Given data:
◇ ◇ ◇

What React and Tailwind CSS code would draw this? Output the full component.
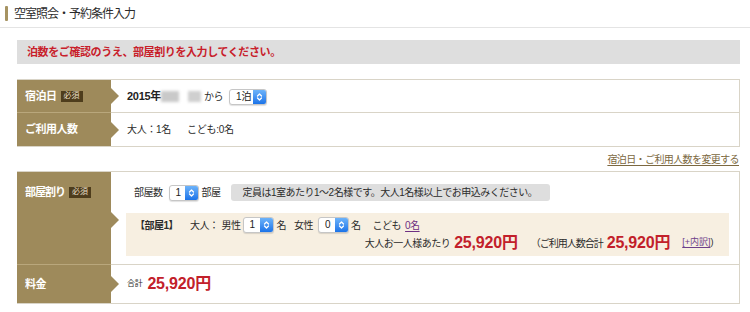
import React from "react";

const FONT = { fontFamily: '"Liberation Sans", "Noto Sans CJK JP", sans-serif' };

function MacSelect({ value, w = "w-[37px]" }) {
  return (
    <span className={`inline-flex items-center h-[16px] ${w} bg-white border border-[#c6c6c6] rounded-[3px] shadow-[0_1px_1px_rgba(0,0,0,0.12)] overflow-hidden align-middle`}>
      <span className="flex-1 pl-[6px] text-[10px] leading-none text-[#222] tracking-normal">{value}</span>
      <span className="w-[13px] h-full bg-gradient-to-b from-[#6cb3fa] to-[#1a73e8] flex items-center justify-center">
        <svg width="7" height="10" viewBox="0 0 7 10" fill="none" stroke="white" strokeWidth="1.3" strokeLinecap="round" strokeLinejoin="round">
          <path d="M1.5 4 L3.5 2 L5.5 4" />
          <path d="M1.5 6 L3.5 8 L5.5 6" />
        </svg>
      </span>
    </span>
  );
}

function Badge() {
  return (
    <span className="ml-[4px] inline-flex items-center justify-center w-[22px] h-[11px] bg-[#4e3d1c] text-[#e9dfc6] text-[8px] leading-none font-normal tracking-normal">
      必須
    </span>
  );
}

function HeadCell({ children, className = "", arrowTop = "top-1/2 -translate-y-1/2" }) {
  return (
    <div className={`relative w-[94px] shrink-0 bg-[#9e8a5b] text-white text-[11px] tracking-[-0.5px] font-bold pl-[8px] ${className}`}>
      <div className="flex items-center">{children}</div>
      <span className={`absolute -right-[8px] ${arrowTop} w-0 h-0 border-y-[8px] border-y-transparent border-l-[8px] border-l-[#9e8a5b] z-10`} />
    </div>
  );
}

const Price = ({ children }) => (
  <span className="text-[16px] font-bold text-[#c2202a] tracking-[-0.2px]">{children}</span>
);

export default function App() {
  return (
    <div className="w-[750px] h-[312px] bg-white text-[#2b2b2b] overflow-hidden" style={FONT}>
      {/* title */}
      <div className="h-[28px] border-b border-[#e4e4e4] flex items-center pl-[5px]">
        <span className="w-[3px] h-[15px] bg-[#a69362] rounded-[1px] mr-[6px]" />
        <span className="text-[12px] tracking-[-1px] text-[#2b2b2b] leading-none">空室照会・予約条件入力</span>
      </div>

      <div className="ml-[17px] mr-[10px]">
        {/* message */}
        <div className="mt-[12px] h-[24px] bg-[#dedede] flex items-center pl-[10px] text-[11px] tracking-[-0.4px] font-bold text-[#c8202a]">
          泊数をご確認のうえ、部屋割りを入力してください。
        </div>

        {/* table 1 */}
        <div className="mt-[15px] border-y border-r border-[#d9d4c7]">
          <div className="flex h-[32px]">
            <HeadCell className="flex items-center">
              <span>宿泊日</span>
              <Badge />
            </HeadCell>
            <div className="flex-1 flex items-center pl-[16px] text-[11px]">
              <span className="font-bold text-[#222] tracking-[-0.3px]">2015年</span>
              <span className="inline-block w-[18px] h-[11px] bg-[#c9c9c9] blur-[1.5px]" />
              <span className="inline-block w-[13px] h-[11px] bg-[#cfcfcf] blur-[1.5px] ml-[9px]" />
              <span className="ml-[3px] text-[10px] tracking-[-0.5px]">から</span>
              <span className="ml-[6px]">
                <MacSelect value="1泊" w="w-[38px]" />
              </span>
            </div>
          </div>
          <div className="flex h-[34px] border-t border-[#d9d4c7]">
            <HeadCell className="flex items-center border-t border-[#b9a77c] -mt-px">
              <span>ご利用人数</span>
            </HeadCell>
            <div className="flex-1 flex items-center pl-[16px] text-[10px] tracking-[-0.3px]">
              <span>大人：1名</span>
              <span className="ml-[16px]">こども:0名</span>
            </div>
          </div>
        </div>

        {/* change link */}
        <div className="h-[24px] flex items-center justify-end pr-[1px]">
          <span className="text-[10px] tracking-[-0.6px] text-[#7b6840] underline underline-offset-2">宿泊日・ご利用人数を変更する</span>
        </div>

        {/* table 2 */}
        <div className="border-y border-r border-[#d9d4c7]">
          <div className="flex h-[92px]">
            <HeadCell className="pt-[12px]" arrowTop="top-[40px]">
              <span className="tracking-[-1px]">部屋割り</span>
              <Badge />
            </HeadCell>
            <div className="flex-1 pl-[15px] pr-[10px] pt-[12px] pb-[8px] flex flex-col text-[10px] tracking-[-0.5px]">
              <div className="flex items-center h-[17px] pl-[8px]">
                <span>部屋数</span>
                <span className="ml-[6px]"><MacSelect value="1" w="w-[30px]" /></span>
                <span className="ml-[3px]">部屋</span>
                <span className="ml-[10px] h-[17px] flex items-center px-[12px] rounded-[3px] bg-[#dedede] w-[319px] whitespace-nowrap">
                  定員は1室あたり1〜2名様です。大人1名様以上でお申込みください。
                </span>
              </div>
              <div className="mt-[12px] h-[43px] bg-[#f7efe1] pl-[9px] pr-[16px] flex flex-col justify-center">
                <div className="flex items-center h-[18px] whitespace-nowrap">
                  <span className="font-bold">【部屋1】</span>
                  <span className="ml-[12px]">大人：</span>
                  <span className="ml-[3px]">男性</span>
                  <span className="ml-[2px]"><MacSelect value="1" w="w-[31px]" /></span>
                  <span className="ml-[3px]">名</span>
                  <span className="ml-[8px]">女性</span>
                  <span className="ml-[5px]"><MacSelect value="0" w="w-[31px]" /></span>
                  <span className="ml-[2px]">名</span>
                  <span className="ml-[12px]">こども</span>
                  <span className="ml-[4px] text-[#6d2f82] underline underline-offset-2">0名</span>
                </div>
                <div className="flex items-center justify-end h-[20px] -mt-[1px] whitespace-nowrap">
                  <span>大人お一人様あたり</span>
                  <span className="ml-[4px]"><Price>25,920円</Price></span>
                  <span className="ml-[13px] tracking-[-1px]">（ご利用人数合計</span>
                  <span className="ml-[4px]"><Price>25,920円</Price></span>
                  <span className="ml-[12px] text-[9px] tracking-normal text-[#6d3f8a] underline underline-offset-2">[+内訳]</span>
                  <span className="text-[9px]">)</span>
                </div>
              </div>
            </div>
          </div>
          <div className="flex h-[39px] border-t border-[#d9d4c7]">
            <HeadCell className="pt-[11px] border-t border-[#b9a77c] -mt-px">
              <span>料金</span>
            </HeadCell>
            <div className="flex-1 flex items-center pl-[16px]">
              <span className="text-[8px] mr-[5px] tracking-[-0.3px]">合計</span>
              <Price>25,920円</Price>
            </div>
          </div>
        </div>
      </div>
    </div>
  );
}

◇ ◇ ◇

What the exercise asks:
Looking at the material above, count the lines that hold "full" and give the total alone.

The result:
2